One of the first things I did when I got my CNC router was making highly-detailed scale-accurate 3D terrain models. I use the highest-resolution terrain data available for the area from the USGS, rough it with a 1/4" ball, then let the machine run hours and hours with a 0.5mm (or sometimes down to a 0.2mm) tapered ball nose. It does give me fantastic results. :grin:

Hmm…

Mr. (Great and Powerful?) Oz, in no way am I trying to maker-snipe you or anything, but I have one thing that I’d love to have an expert developer’s perspective on. You see, I don’t just have my CNC router carve the terrain models, but I also use a diode laser attached to my CNC router to engrave the hiking trails directly onto the relief-carved surface. In order to do that, I’ve just done an absolute bodge job of taking the greyscale relief raster (16-bit PNG) into Python, stepping through the trails (SVG paths), and turning them into a bajillion G1XYZ steps. It… “works”… but it’s brittle and inelegant and like I said, a total bodge.

So, I’m not saying this should be a feature, and even if it were, I imagine it would be far down the feature tree, but just out of curiosity, how theoretically difficult would it be to be able to overlay something (like shapes or paths of an SVG) on the 3D surface of a relief carve? Is it something that could potentially be a workable concept, or is it one of those things that’s really easy to describe but a total bear to try to implement? Just wondering, and this seemed like a fairly innocuous place to ask.

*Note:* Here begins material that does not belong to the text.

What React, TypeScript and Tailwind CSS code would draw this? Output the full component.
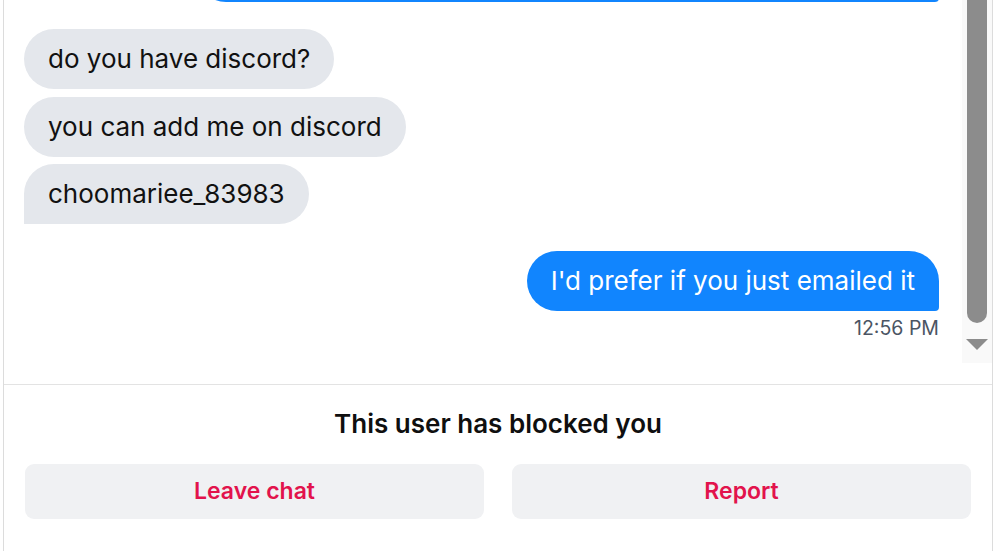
const font = { fontFamily: "Inter, 'Noto Sans', sans-serif" };

type Msg = { text: string; mine?: boolean; last?: boolean };

const theirs: Msg[] = [
  { text: "do you have discord?" },
  { text: "you can add me on discord" },
  { text: "choomariee_83983", last: true },
];

const Bubble = ({ text, mine, last }: Msg) => {
  if (mine) {
    return (
      <div className="self-end rounded-[30px] rounded-br-[4px] bg-[#1185fe] px-[24px] py-[15px] text-[26px] leading-[30px] text-white">
        {text}
      </div>
    );
  }
  return (
    <div
      className={`self-start rounded-[30px] bg-[#e4e7ec] px-[24px] py-[15px] text-[26px] leading-[30px] text-[#111111] ${
        last ? "rounded-bl-none" : ""
      }`}
    >
      {text}
    </div>
  );
};

const Scrollbar = () => (
  <div className="flex w-[30px] flex-col items-center bg-[#f9f9f9] h-[363px]">
    <div className="w-[20px] h-[323px] rounded-b-[10px] bg-[#8c8c8c]" />
    <svg width="22" height="12" viewBox="0 0 22 12" className="mt-[16px]">
      <polygon points="0,0 22,0 11,11" fill="#8c8c8c" />
    </svg>
  </div>
);

export default function App() {
  return (
    <div className="h-[551px] w-[1000px] overflow-hidden bg-white" style={font}>
      <div className="ml-[3px] flex h-full w-[990px] flex-col border-x border-[#dcdcdc]">
        {/* MESSAGES */}
        <div className="flex h-[384px] shrink-0">
          <div className="flex flex-1 flex-col overflow-hidden pl-[20px] pr-[23px]">
            <div className="mt-[-58px] ml-[172px] h-[60px] rounded-[30px] rounded-br-[4px] bg-[#1185fe]" />
            <div className="mt-[27px] flex flex-col gap-[7.5px]">
              {theirs.map((m) => (
                <Bubble key={m.text} {...m} />
              ))}
            </div>
            <div className="mt-[27px] flex flex-col">
              <Bubble text="I'd prefer if you just emailed it" mine />
              <div className="mt-[4px] self-end text-[19.5px] leading-[26px] text-[#4b5563]">
                12:56 PM
              </div>
            </div>
          </div>
          <Scrollbar />
        </div>

        {/* BLOCKED FOOTER */}
        <div className="flex flex-col border-t border-[#e3e3e3] px-[21px]">
          <p className="mt-[24px] text-center text-[26px] font-semibold leading-[30px] text-[#0f0f0f]">
            This user has blocked you
          </p>
          <div className="mt-[25px] flex gap-[28px]">
            <button className="h-[55px] flex-1 rounded-[9px] bg-[#f0f1f3] text-[23px] font-semibold text-[#e2134c]">
              Leave chat
            </button>
            <button className="h-[55px] flex-1 rounded-[9px] bg-[#f0f1f3] text-[23px] font-semibold text-[#e2134c]">
              Report
            </button>
          </div>
        </div>
      </div>
    </div>
  );
}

(Also, it doesn’t escape me that I’ve never updated my bodge from the Python 2 code that I ran in QGIS on my now-mothballed Win10 computer. I guess it’s time for me to bodge it all over again and at least update it to Python 3 for current QGIS so I can get some carving and trail lasering back on my list.)

It’s quite possible - Vectric Aspire has features that let you project other paths onto their 3D models, and I imagine we’ll do similar when we’re further along, so you could use a V-bit or even a pen tool to mark lines on a model.

The plan is to allow a laser as a “tool” in MillMage, so you could do simple vector engraving as well.